Web page code records
***

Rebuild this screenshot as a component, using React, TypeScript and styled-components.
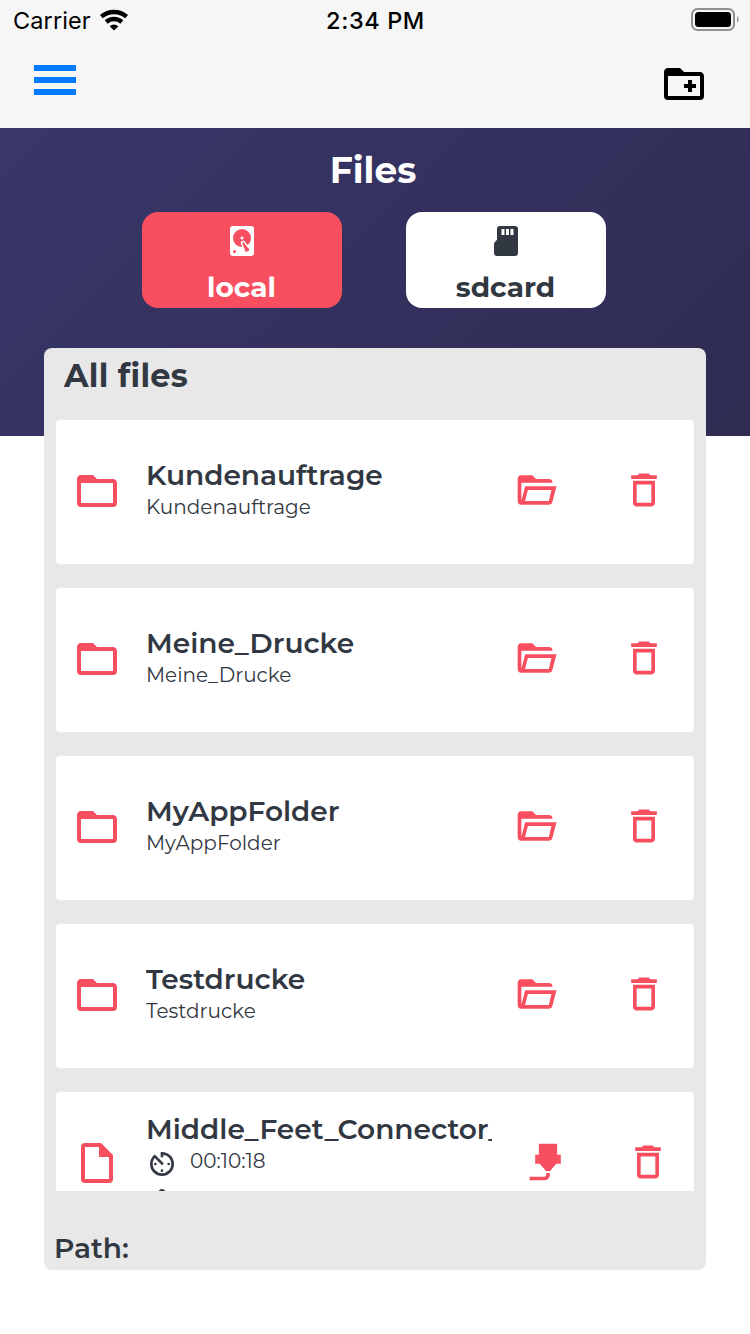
import React from "react";
import styled, { createGlobalStyle } from "styled-components";

const INK = "#323842";
const RED = "#f84f60";

const GlobalStyle = createGlobalStyle`
  * { box-sizing: border-box; }
  body { margin: 0; background: #fff; overflow: hidden; }
`;

const Screen = styled.div`
  width: 750px;
  height: 1334px;
  overflow: hidden;
  background: #fff;
  color: ${INK};
  font-family: Montserrat, Inter, sans-serif;
`;

const TopBar = styled.header`
  height: 128px;
  background: #f6f6f6;
  color: #000;
`;

const StatusBar = styled.div`
  display: grid;
  grid-template-columns: 1fr auto 1fr;
  align-items: center;
  height: 40px;
  padding: 0 12px 0 13px;
  font-family: Inter, sans-serif;
  font-size: 23.5px;
`;

const Carrier = styled.div`
  display: flex;
  align-items: center;
  gap: 8px;
  line-height: 38px;
  letter-spacing: 0.1px;
`;

const CarrierName = styled.span`
  padding-top: 2px;
`;

const Clock = styled.div`
  font-weight: 500;
  letter-spacing: 0.6px;
`;

const Battery = styled.svg`
  justify-self: end;
  margin-right: -2px;
`;

const NavBar = styled.div`
  display: flex;
  justify-content: space-between;
  padding: 20px 42px 0 34px;
`;

const MenuButton = styled.div`
  display: flex;
  flex-direction: column;
  gap: 6px;
  width: 42px;
  padding-top: 5px;
`;

const MenuLine = styled.span`
  height: 6px;
  background: #007aff;
`;

const Hero = styled.section`
  height: 308px;
  padding-top: 20px;
  background: linear-gradient(135deg, #383768 0%, #34315f 50%, #2e2c51 100%);
`;

const PageTitle = styled.h1`
  margin: 0 0 20px;
  padding-right: 4px;
  color: #fff;
  font-size: 36px;
  font-weight: 700;
  line-height: 44px;
  text-align: center;
`;

const Tabs = styled.div`
  display: flex;
  justify-content: center;
  gap: 64px;
  padding-right: 2px;
`;

const Tab = styled.div<{ $active?: boolean }>`
  display: flex;
  flex-direction: column;
  align-items: center;
  width: 200px;
  height: 96px;
  padding-top: 11px;
  border-radius: 16px;
  background: ${(p) => (p.$active ? RED : "#fff")};
  color: ${(p) => (p.$active ? "#fff" : INK)};
  font-size: 28px;
  font-weight: 700;
  line-height: 34px;
`;

const TabLabel = styled.div`
  margin-top: 11px;
  padding-right: 1px;
`;

const Panel = styled.main`
  display: flex;
  flex-direction: column;
  height: 922px;
  margin: -88px 44px 0;
  padding: 0 12px;
  border-radius: 8px;
  background: #e8e8e8;
`;

const PanelTitle = styled.h2`
  height: 72px;
  margin: 0;
  padding: 8px 0 0 8px;
  font-size: 32px;
  font-weight: 700;
  line-height: 40px;
  letter-spacing: 0.25px;
`;

const FileList = styled.div`
  display: flex;
  flex-direction: column;
  gap: 24px;
  height: 771px;
  overflow: hidden;
`;

const Card = styled.article`
  display: flex;
  flex: none;
  align-items: center;
  height: 144px;
  padding: 0 0 2px 17px;
  border-radius: 4px;
  background: #fff;
`;

const Info = styled.div<{ $top: number }>`
  align-self: flex-start;
  width: 346px;
  margin-left: 25px;
  padding-top: ${(p) => p.$top}px;
  overflow: hidden;
`;

const FileName = styled.div`
  margin-bottom: 1px;
  font-size: 28px;
  font-weight: 600;
  line-height: 34px;
  white-space: nowrap;
`;

const Detail = styled.div`
  font-size: 20px;
  font-weight: 400;
  line-height: 28px;
`;

const Meta = styled.div`
  display: flex;
  align-items: flex-start;
  gap: 12px;
  height: 37px;
  margin-top: 2px;
`;

const MetaText = styled(Detail)`
  margin-top: -1px;
`;

const Actions = styled.div<{ $start: number; $gap: number }>`
  display: flex;
  gap: ${(p) => p.$gap}px;
  margin-left: ${(p) => p.$start}px;
  padding-bottom: 2px;
`;

const PathLabel = styled.div`
  margin: 40px 0 0 -2px;
  font-size: 28px;
  font-weight: 600;
  line-height: 34px;
`;

const Glyph = styled.svg<{ $color?: string }>`
  display: block;
  flex: none;
  fill: ${(p) => p.$color ?? RED};
`;

const paths = {
  folder:
    "M20 18H4V8H20M20 6H12L10 4H4C2.89 4 2 4.89 2 6V18A2 2 0 0 0 4 20H20A2 2 0 0 0 22 18V8C22 6.89 21.1 6 20 6Z",
  folderAdd:
    "M20 18H4V8H20M20 6H12L10 4H4C2.89 4 2 4.89 2 6V18A2 2 0 0 0 4 20H20A2 2 0 0 0 22 18V8C22 6.89 21.1 6 20 6ZM14 10h2v2h2v2h-2v2h-2v-2h-2v-2h2z",
  folderOpen:
    "M6.1 10L4 18V8H21A2 2 0 0 0 19 6H12L10 4H4A2 2 0 0 0 2 6V18A2 2 0 0 0 4 20H19C19.9 20 20.7 19.4 20.9 18.5L23.2 10H6.1M19 18H6L7.6 12H20.4L19 18Z",
  trash:
    "M6 19a2 2 0 0 0 2 2h8c1.1 0 2-.9 2-2V7H6v12M8 9h8v10H8V9m7.5-5l-1-1h-5l-1 1H5v2h14V4h-3.5z",
  file: "M13 9V4H6V20H18V9H13M6 2H14L20 8V20A2 2 0 0 1 18 22H6A2 2 0 0 1 4 20V4A2 2 0 0 1 6 2Z",
  nozzle:
    "M7 2H17V8H19V13H16.5L13 17H11L7.5 13H5V8H7V2M10 22H2V20H10A1 1 0 0 0 11 19V18H13V19A3 3 0 0 1 10 22Z",
  harddisk:
    "M6 2h12a2 2 0 0 1 2 2v16a2 2 0 0 1-2 2H6a2 2 0 0 1-2-2V4a2 2 0 0 1 2-2m6 2a6 6 0 0 0-6 6c0 3.31 2.69 6 6.1 6l-.88-2.23a1.01 1.01 0 0 1 .37-1.37l.86-.5a1.01 1.01 0 0 1 1.37.37l1.92 2.42A5.977 5.977 0 0 0 18 10a6 6 0 0 0-6-6m0 5a1 1 0 0 1 1 1 1 1 0 0 1-1 1 1 1 0 0 1-1-1 1 1 0 0 1 1-1m-5 9a1 1 0 0 0-1 1 1 1 0 0 0 1 1 1 1 0 0 0 1-1 1 1 0 0 0-1-1m5.09-4.73 2.49 6.31 2.59-1.5-4.22-5.31-.86.5z",
  sdcard:
    "M8 2A2 2 0 0 0 6 4V11.18L4.59 12.59C4.21 12.96 4 13.47 4 14V20A2 2 0 0 0 6 22H18A2 2 0 0 0 20 20V4A2 2 0 0 0 18 2H8M9 4H11V8H9V4M12 4H14V8H12V4M15 4H17V8H15V4Z",
  timer:
    "M11 17a1 1 0 0 0 2 0a1 1 0 0 0-2 0M11 3v4h2V5.08c3.39.49 6 3.39 6 6.92a7 7 0 0 1-14 0c0-1.68.59-3.22 1.58-4.42L12 13l1.41-1.41-6.8-6.8v.02C4.42 6.45 3 9.05 3 12a9 9 0 0 0 18 0a9 9 0 0 0-9-9h-1m7 9a1 1 0 0 0-2 0a1 1 0 0 0 2 0M6 12a1 1 0 0 0 2 0a1 1 0 0 0-2 0",
  diamond:
    "M12 3a2.6 2.6 0 0 1 1.8.7l6.6 6.9a2 2 0 0 1 0 2.8l-7 7a2 2 0 0 1-2.8 0l-7-7a2 2 0 0 1 0-2.8l6.6-6.9A2.6 2.6 0 0 1 12 3Z",
};

function Icon({ name, size, color }: { name: keyof typeof paths; size: number; color?: string }) {
  return (
    <Glyph width={size} height={size} viewBox="0 0 24 24" $color={color}>
      <path d={paths[name]} fillRule="evenodd" />
    </Glyph>
  );
}

const folders = ["Kundenauftrage", "Meine_Drucke", "MyAppFolder", "Testdrucke"];

export default function App() {
  return (
    <Screen>
      <GlobalStyle />
      <TopBar>
        <StatusBar>
          <Carrier>
            <CarrierName>Carrier</CarrierName>
            <svg width="32" height="22" viewBox="0 0 32 22">
              <path d="M2.4 7.6A19.4 19.4 0 0 1 27.6 7.6" fill="none" stroke="#000" strokeWidth="4.4" />
              <path d="M7.2 13A11.6 11.6 0 0 1 22.8 13" fill="none" stroke="#000" strokeWidth="4.4" />
              <path d="M10.6 17.2Q15 13.6 19.4 17.2L15 21.6Z" />
            </svg>
          </Carrier>
          <Clock>2:34 PM</Clock>
          <Battery width="50" height="24" viewBox="0 0 50 24">
            <rect x="2" y="1" width="42" height="21" rx="5.5" fill="none" stroke="#909092" strokeWidth="2" />
            <rect x="5" y="4" width="36" height="15" rx="3.5" />
            <path d="M47 8q3.4 3.5 0 7z" fill="#909092" />
          </Battery>
        </StatusBar>
        <NavBar>
          <MenuButton>
            <MenuLine />
            <MenuLine />
            <MenuLine />
          </MenuButton>
          <Icon name="folderAdd" size={48} color="#000" />
        </NavBar>
      </TopBar>

      <Hero>
        <PageTitle>Files</PageTitle>
        <Tabs>
          <Tab $active>
            <Icon name="harddisk" size={36} color="#fff" />
            <TabLabel>local</TabLabel>
          </Tab>
          <Tab>
            <Icon name="sdcard" size={36} color={INK} />
            <TabLabel>sdcard</TabLabel>
          </Tab>
        </Tabs>
      </Hero>

      <Panel>
        <PanelTitle>All files</PanelTitle>
        <FileList>
          {folders.map((name) => (
            <Card key={name}>
              <Icon name="folder" size={48} />
              <Info $top={38}>
                <FileName>{name}</FileName>
                <Detail>{name}</Detail>
              </Info>
              <Actions $start={22} $gap={64}>
                <Icon name="folderOpen" size={44} />
                <Icon name="trash" size={44} />
              </Actions>
            </Card>
          ))}
          <Card>
            <Icon name="file" size={48} />
            <Info $top={20}>
              <FileName>Middle_Feet_Connector_</FileName>
              <Meta>
                <Icon name="timer" size={32} color={INK} />
                <MetaText>00:10:18</MetaText>
              </Meta>
              <Icon name="diamond" size={32} color={INK} />
            </Info>
            <Actions $start={34} $gap={56}>
              <Icon name="nozzle" size={44} />
              <Icon name="trash" size={44} />
            </Actions>
          </Card>
        </FileList>
        <PathLabel>Path:</PathLabel>
      </Panel>
    </Screen>
  );
}
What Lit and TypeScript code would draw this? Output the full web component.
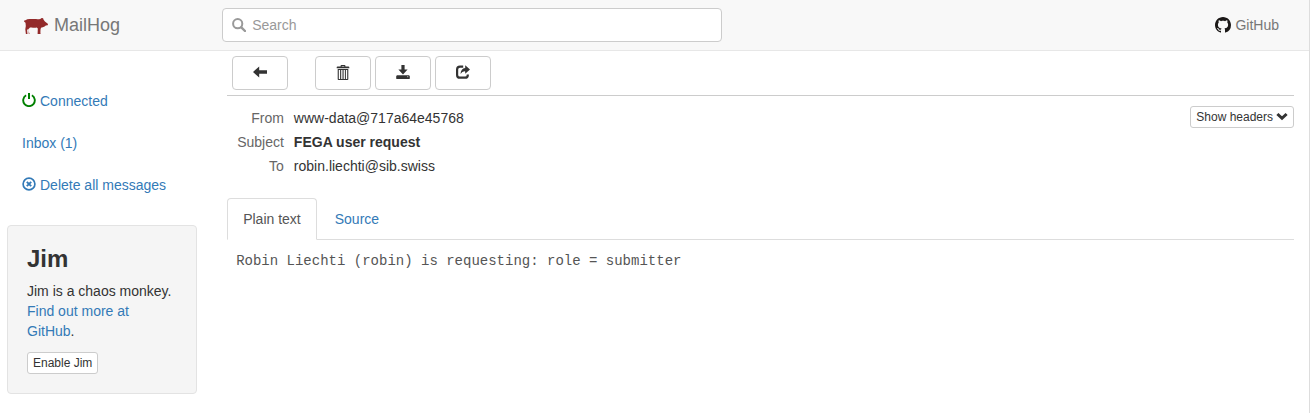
import { LitElement, html, css, svg } from "lit";
import { customElement, property, state } from "lit/decorators.js";

const glyphs: Record<string, unknown> = {
  search: svg`<circle cx="5.7" cy="5.7" r="4.6" fill="none" stroke="currentColor" stroke-width="2"/><path d="M9.3 9.3 13 13" stroke="currentColor" stroke-width="2.4" stroke-linecap="round"/>`,
  back: svg`<path d="M0 7 6.2 1.5v3.8H14v3.4H6.2v3.8z"/>`,
  trash: svg`<path fill-rule="evenodd" d="M4.6 1.5V.8Q4.6 0 5.4 0h3.2q.8 0 .8.8v.7h3q.9 0 .9.8v.9H.7v-.9q0-.8.9-.8zm1.1 0h2.6V1H5.7zM1.7 3.9h10.6v10.3q0 .8-.8.8h-9q-.8 0-.8-.8zm1.1 1v9h1.3v-9zm2.4 0v9h1.3v-9zm2.4 0v9h1.3v-9zm2.3 0v9h1.3v-9z"/>`,
  save: svg`<path d="M5.4 0h3.2v4.5h3L7 9.6 2.4 4.5h3zM.9 10.2h12.2l.7 1v2.4q0 .4-.4.4H.6q-.4 0-.4-.4v-2.4z"/><path d="M11 11.7h1.3" stroke="#fff" stroke-width=".6"/>`,
  share: svg`<path d="M7.2 1.7H4Q1.1 1.7 1.1 4.6v5.3q0 2.800 2.900 2.800h5q2.800 0 2.800-2.800V9.400" fill="none" stroke="currentColor" stroke-width="2.2"/><path d="M9.2.3 14 4.6 9.2 8.8V6.4Q6.4 6 4.5 8.9 4.9 3.5 9.2 2.9z"/>`,
  power: svg`<path d="M4.1 2.3A5.8 5.8 0 1 0 9.9 2.3" fill="none" stroke="currentColor" stroke-width="1.9"/><path d="M6 0h2v6.1H6z"/>`,
  remove: svg`<circle cx="7" cy="7" r="5.9" fill="none" stroke="currentColor" stroke-width="1.7"/><path d="m4.8 4.8 4.4 4.4m0-4.4L4.8 9.2" stroke="currentColor" stroke-width="1.9"/>`,
  down: svg`<path d="m1.4 3 4.6 4.3L10.6 3" fill="none" stroke="currentColor" stroke-width="3"/>`,
};

const glyph = (name: string, box = "0 0 14 14") =>
  html`<svg class="glyph glyph-${name}" viewBox=${box} aria-hidden="true">${glyphs[name]}</svg>`;

const pig = html`<svg class="pig" viewBox="0 0 24 18" aria-hidden="true">
  <path d="M0 5.500Q0 4.200 1.500 4.300 3 3.100 5.500 3.100h6.500q2.400.2 4.300-.2l1.200-.900.5.300 1-.400.6 1.800 1.300 1.900 2.900 2.200q.4 1-.2 1.500l-1.800.3-1.200.9q-1.800.8-3.600 1.300l-.5 1.700-.1 2.900.2 1.500v.2h-3l.2-5.700-1-.900q-2.500.6-5.200 0l-1.600.1-1.400 1.500.3 2.700.6 1.900-.2.500H4.800l-.2-4.500-.6-.900-.9 1.500.4 3.700v.2H1.900l-.6-4.900.5-3.200-.3-3.300z"/>
</svg>`;

const octocat = html`<svg class="octocat" viewBox="0 0 16 16" aria-hidden="true">
  <path d="M8 0C3.58 0 0 3.58 0 8c0 3.54 2.29 6.53 5.47 7.59.4.07.55-.17.55-.38 0-.19-.01-.82-.01-1.49-2.01.37-2.53-.49-2.69-.94-.09-.23-.48-.94-.82-1.13-.28-.15-.68-.52-.01-.53.63-.01 1.08.58 1.23.82.72 1.21 1.87.87 2.33.66.07-.52.28-.87.51-1.07-1.78-.2-3.64-.89-3.64-3.95 0-.87.31-1.59.82-2.15-.08-.2-.36-1.02.08-2.12 0 0 .67-.21 2.2.82.64-.18 1.32-.27 2-.27s1.36.09 2 .27c1.53-1.04 2.2-.82 2.2-.82.44 1.1.16 1.92.08 2.12.51.56.82 1.27.82 2.15 0 3.07-1.87 3.75-3.65 3.95.29.25.54.73.54 1.48 0 1.07-.01 1.93-.01 2.2 0 .21.15.46.55.38A8.01 8.01 0 0 0 16 8c0-4.42-3.58-8-8-8z"/>
</svg>`;

const shared = css`
  * { box-sizing: border-box; }
  a { color: #337ab7; text-decoration: none; }
  svg { fill: currentColor; flex: none; }
  .glyph { width: 14px; height: 14px; }
  button {
    font: inherit;
    color: #333;
    background: #fff;
    border: 1px solid #ccc;
    border-radius: 4px;
    cursor: pointer;
  }
  .small {
    display: inline-flex;
    align-items: center;
    gap: 3px;
    padding: 1px 5px;
    font-size: 12px;
    line-height: 18px;
    border-radius: 3px;
  }
`;

@customElement("mail-navbar")
export class MailNavbar extends LitElement {
  static styles = [shared, css`
    :host { display: block; background: #f8f8f8; border-bottom: 1px solid #e7e7e7; }
    .bar { display: grid; grid-template-columns: 1fr 5fr; align-items: center; height: 50px; }
    .brand { display: flex; align-items: center; gap: 6px; padding-left: 24px; font-size: 18px; color: #777; }
    .pig { width: 24px; height: 18px; color: #932a2a; }
    .rest { display: flex; align-items: center; justify-content: space-between; gap: 16px; padding: 0 30px 0 4px; }
    .search {
      display: flex; align-items: center; gap: 6px;
      flex: 0 1 500px; height: 34px; padding: 0 9px;
      background: #fff; border: 1px solid #ccc; border-radius: 4px; color: #999;
    }
    input { flex: 1; min-width: 0; padding: 0; border: 0; outline: 0; background: none; font: inherit; color: #555; }
    input::placeholder { color: #999; opacity: 1; }
    .github { display: flex; align-items: center; gap: 4px; color: #777; }
    .octocat { width: 16px; height: 16px; color: #1b1817; }
  `];

  render() {
    return html`<nav class="bar">
      <a class="brand" href="#">${pig}<span>MailHog</span></a>
      <div class="rest">
        <label class="search">${glyph("search")}<input type="text" placeholder="Search" aria-label="Search" /></label>
        <a class="github" href="#github">${octocat}<span>GitHub</span></a>
      </div>
    </nav>`;
  }
}

@customElement("mail-sidebar")
export class MailSidebar extends LitElement {
  @property({ type: Number }) count = 1;

  static styles = [shared, css`
    :host { display: block; padding: 30px 21px 0 7px; }
    .links { display: grid; gap: 2px; margin: 0 0 20px; padding: 0; list-style: none; }
    .links a { display: flex; align-items: center; gap: 4px; padding: 10px 15px; }
    .glyph { margin-bottom: 2px; }
    .glyph-power { color: #008000; }
    .well { padding: 19px; background: #f5f5f5; border: 1px solid #e3e3e3; border-radius: 4px; }
    h3 { margin: 0 0 8px; font-size: 24px; line-height: 28px; font-weight: bold; }
    p { margin: 0 0 11px; }
    .small { display: flex; }
  `];

  render() {
    return html`
      <ul class="links">
        <li><a href="#status">${glyph("power")}<span>Connected</span></a></li>
        <li><a href="#inbox">Inbox (${this.count})</a></li>
        <li><a href="#delete">${glyph("remove")}<span>Delete all messages</span></a></li>
      </ul>
      <section class="well">
        <h3>Jim</h3>
        <p>Jim is a chaos monkey.<br /><a href="#jim">Find out more at GitHub</a>.</p>
        <button class="small" type="button">Enable Jim</button>
      </section>`;
  }
}

@customElement("mail-message")
export class MailMessage extends LitElement {
  @state() private tab = "Plain text";

  static styles = [shared, css`
    :host { display: block; padding: 5px 15px 0 9px; min-width: 0; }
    .toolbar { display: flex; gap: 4px; padding: 0 5px 5px; border-bottom: 1px solid #ccc; }
    .toolbar button { display: flex; align-items: center; justify-content: center; width: 56px; height: 34px; padding: 0 0 2px; }
    .toolbar button:first-child { margin-right: 23px; }
    .glyph-trash { height: 15px; }
    .head { display: flex; align-items: flex-start; justify-content: space-between; padding: 10px 0 20px; }
    .fields { display: grid; grid-template-columns: auto 1fr; column-gap: 10px; margin: 0; padding-left: 10px; line-height: 24px; }
    dt { text-align: right; color: #666; }
    dd { margin: 0; }
    .glyph-down { width: 12px; height: 12px; }
    .tabs { display: flex; gap: 2px; border-bottom: 1px solid #ddd; }
    .tabs button {
      margin-bottom: -1px; padding: 10px 15px; line-height: 20px;
      border-color: transparent; border-radius: 4px 4px 0 0; background: none; color: #337ab7;
    }
    .tabs .active { background: #fff; border-color: #ddd #ddd #fff; color: #555; }
    pre {
      margin: 0; padding: 11px 9px; color: #555; white-space: pre-wrap;
      font: 14px/20px "Liberation Mono", "Courier New", monospace;
    }
  `];

  render() {
    return html`
      <div class="toolbar">
        <button type="button" aria-label="Back">${glyph("back")}</button>
        <button type="button" aria-label="Delete">${glyph("trash", "0 0 14 15")}</button>
        <button type="button" aria-label="Download">${glyph("save")}</button>
        <button type="button" aria-label="Release">${glyph("share")}</button>
      </div>
      <div class="head">
        <dl class="fields">
          <dt>From</dt><dd>www-data@717a64e45768</dd>
          <dt>Subject</dt><dd><strong>FEGA user request</strong></dd>
          <dt>To</dt><dd>robin.liechti@sib.swiss</dd>
        </dl>
        <button class="small" type="button"><span>Show headers</span>${glyph("down", "0 0 12 12")}</button>
      </div>
      <div class="tabs" role="tablist">
        ${["Plain text", "Source"].map((name) => html`<button
          type="button" role="tab" aria-selected=${this.tab === name}
          class=${this.tab === name ? "active" : ""}
          @click=${() => (this.tab = name)}>${name}</button>`)}
      </div>
      <pre>Robin Liechti (robin) is requesting: role = submitter</pre>`;
  }
}

@customElement("app-root")
export class AppRoot extends LitElement {
  static styles = css`
    :host {
      display: block;
      box-sizing: border-box;
      min-height: 100vh;
      background: #fff;
      border-right: 1px solid #ddd;
      color: #333;
      font: 14px/20px "Liberation Sans", Arial, sans-serif;
    }
    .page { display: grid; grid-template-columns: minmax(0, 1fr) minmax(0, 5fr); }
  `;

  render() {
    return html`<mail-navbar></mail-navbar>
      <main class="page"><mail-sidebar .count=${1}></mail-sidebar><mail-message></mail-message></main>`;
  }
}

***

WRITTEN PROBLEM → Which lines contain the word "components"? Copy each one.

REPLY →
Rebuild this screenshot as a component, using React, TypeScript and styled-components.
import styled, { createGlobalStyle } from "styled-components";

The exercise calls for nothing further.